»»

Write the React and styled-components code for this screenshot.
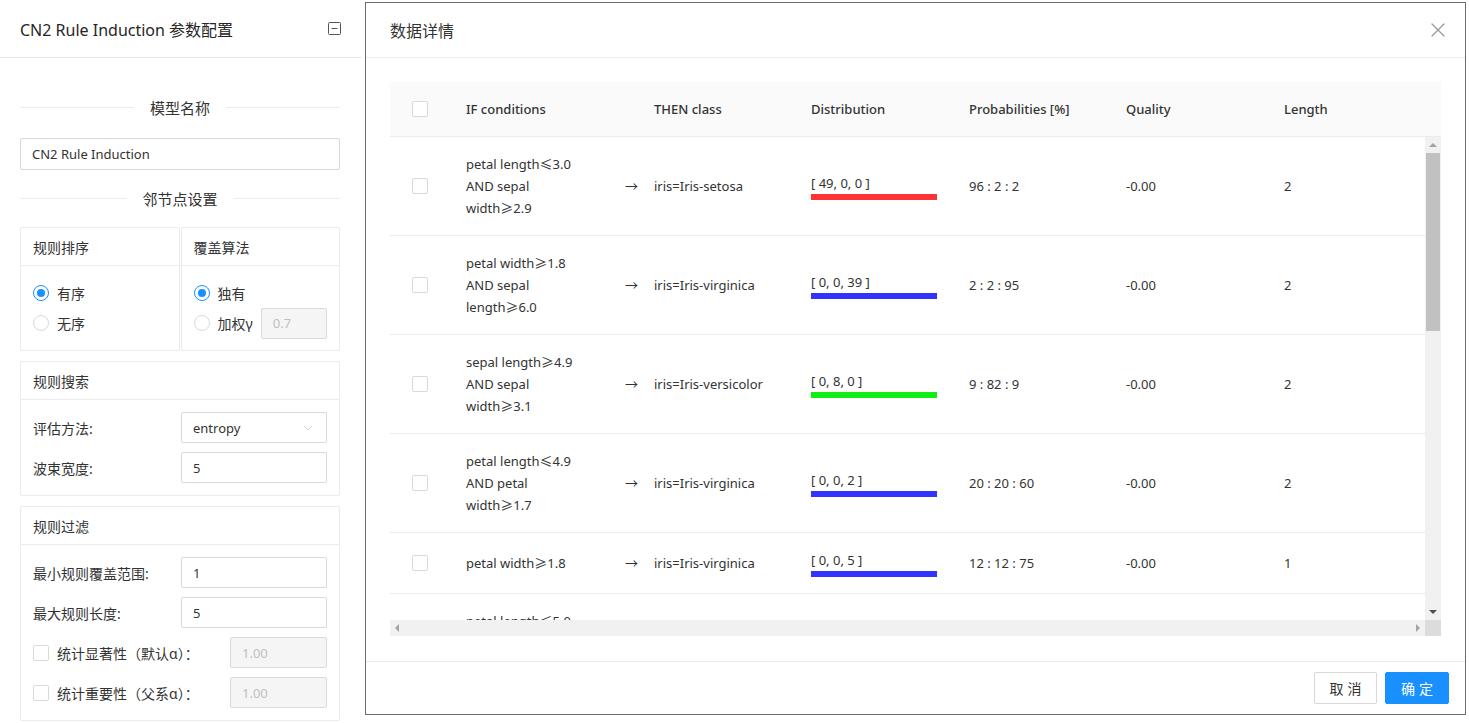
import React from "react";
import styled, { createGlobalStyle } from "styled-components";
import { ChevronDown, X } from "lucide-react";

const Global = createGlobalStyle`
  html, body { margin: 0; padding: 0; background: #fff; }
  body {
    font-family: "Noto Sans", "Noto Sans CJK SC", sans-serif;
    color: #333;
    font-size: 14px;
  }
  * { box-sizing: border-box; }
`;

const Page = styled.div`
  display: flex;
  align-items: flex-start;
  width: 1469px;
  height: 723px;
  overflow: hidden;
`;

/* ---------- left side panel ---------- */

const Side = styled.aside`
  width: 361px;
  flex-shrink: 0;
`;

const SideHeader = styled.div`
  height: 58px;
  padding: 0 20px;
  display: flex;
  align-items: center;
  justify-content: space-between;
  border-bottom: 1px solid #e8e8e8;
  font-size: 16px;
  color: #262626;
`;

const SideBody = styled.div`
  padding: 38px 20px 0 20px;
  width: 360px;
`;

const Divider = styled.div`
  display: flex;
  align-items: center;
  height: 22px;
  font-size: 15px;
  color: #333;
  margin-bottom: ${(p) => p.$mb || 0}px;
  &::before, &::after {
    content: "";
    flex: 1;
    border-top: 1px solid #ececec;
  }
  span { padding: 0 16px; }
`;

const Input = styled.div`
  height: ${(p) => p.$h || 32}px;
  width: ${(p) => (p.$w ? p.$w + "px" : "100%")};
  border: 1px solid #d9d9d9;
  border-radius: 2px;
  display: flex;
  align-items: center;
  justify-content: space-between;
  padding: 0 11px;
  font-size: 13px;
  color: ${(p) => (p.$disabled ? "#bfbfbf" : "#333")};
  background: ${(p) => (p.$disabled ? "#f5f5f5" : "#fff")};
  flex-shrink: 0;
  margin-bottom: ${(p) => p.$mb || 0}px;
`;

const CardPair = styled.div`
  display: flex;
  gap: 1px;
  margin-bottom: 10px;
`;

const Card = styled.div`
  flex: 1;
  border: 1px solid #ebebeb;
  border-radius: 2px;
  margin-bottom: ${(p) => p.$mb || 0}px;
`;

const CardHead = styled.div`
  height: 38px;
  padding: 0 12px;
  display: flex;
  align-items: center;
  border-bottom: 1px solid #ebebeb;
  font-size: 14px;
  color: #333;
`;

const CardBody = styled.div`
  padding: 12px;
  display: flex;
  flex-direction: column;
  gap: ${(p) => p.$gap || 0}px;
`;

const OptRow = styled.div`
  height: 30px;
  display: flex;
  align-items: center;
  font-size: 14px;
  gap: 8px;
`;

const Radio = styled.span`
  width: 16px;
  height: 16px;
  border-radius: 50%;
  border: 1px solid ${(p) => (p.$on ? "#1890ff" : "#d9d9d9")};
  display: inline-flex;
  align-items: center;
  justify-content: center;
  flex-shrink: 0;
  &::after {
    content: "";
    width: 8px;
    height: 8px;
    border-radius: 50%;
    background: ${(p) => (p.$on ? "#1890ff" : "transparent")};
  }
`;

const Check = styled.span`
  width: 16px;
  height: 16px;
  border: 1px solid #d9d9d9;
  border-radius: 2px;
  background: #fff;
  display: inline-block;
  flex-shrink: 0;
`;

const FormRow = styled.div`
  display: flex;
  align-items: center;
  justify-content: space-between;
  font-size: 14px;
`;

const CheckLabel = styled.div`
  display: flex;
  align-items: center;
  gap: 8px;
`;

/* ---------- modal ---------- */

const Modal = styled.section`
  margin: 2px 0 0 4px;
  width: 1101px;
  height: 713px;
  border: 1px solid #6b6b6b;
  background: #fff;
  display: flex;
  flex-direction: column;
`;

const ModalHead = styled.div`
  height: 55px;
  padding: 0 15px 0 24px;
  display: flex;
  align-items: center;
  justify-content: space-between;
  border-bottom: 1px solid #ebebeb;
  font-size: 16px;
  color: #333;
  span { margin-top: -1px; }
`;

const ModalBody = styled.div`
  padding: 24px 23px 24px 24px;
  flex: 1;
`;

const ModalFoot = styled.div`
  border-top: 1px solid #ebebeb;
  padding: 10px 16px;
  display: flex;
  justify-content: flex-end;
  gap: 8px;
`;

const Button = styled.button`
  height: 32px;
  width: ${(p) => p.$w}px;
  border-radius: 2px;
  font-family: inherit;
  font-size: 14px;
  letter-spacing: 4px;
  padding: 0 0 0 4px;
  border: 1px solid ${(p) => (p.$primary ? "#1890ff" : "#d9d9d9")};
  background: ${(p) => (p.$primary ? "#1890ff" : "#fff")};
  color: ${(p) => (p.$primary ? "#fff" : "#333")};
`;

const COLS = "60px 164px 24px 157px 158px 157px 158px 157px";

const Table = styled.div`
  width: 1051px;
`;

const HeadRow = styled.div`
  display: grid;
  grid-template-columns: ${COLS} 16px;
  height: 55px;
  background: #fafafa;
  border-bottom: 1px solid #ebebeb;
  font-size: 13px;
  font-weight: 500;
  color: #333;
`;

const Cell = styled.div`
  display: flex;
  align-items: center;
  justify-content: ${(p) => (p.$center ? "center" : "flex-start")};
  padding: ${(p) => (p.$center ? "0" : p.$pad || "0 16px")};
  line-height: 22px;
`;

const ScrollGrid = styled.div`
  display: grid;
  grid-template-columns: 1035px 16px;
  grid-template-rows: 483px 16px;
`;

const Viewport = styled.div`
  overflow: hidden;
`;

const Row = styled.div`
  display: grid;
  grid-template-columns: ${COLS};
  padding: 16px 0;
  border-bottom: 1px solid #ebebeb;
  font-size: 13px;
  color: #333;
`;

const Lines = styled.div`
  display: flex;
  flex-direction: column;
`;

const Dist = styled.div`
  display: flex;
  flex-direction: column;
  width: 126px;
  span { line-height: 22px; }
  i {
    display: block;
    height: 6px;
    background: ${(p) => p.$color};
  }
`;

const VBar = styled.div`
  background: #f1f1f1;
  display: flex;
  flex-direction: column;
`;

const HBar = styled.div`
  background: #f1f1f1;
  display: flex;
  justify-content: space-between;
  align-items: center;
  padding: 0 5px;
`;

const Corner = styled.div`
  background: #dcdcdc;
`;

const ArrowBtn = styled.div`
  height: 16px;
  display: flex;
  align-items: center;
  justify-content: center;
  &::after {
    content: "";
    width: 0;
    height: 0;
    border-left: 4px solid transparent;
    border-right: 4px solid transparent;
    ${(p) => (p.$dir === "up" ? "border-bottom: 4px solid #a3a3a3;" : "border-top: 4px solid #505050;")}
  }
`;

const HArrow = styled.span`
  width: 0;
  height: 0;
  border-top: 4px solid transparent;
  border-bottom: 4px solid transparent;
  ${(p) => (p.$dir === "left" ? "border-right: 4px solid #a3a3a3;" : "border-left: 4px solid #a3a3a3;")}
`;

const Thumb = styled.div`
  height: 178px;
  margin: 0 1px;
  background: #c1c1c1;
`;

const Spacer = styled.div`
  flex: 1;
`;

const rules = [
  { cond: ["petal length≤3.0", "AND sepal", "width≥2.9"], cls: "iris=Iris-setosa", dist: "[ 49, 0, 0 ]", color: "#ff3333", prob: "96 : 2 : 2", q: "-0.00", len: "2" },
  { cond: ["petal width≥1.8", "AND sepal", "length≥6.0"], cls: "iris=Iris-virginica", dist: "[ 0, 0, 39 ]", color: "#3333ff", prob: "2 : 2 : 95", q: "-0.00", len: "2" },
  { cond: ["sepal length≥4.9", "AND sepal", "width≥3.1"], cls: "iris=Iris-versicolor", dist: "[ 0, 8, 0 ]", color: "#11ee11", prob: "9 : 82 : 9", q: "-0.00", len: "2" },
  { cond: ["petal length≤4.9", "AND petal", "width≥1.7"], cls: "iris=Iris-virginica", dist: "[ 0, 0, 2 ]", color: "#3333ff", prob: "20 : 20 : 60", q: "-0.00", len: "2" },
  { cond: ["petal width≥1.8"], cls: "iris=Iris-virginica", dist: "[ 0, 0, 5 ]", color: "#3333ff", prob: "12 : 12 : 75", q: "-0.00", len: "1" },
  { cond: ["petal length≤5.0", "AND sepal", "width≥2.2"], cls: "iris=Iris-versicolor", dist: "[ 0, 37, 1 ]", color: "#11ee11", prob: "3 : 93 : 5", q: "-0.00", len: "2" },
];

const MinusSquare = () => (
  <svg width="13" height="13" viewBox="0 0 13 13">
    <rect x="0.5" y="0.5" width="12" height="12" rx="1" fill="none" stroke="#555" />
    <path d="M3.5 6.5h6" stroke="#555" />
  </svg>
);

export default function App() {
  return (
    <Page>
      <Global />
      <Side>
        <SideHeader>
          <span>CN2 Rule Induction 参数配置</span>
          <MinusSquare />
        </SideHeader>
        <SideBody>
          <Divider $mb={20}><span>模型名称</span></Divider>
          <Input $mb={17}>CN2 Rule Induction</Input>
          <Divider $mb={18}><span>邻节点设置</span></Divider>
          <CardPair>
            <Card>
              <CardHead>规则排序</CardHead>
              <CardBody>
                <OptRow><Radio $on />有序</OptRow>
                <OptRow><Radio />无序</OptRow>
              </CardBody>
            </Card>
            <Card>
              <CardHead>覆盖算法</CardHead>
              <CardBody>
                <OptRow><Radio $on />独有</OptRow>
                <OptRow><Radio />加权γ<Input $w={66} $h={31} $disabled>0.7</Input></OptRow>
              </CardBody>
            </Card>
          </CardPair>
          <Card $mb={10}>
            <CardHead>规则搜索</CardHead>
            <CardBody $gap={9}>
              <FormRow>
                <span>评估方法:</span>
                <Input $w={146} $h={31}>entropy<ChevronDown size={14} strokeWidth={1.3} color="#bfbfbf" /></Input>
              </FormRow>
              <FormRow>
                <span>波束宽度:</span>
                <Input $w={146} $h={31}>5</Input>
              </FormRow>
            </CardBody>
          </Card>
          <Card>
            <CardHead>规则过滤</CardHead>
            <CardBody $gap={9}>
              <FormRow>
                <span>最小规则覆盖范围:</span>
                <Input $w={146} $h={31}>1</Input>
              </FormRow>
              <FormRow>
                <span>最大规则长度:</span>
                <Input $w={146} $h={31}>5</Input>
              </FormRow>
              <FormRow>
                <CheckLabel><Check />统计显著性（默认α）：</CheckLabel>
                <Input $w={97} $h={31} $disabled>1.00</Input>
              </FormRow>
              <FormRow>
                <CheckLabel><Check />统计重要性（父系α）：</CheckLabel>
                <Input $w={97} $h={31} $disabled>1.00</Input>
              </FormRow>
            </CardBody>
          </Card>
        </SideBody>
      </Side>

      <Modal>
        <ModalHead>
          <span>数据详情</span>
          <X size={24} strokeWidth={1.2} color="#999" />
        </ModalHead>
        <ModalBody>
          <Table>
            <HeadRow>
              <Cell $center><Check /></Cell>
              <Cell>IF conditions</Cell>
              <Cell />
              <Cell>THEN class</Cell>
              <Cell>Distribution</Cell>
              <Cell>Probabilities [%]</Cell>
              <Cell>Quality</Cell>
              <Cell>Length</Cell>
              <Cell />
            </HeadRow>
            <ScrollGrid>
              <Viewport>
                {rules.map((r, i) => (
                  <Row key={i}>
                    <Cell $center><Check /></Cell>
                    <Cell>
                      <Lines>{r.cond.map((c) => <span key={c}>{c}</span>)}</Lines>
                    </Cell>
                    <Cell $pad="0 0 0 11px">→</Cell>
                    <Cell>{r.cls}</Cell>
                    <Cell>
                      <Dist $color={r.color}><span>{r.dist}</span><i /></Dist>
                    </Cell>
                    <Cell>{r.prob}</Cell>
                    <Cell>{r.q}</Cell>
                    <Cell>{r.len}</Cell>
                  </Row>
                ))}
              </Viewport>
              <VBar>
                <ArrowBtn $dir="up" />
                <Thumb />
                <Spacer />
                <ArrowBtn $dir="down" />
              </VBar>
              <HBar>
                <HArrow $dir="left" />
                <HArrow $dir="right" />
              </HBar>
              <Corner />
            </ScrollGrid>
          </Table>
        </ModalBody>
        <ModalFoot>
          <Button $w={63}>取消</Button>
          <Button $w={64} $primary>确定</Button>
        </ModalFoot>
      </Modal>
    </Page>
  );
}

««

Search the listing above for the string "components". Copy every line that contains it.

▶ _Result_
Write the React and styled-components code for this screenshot.
import styled, { createGlobalStyle } from "styled-components";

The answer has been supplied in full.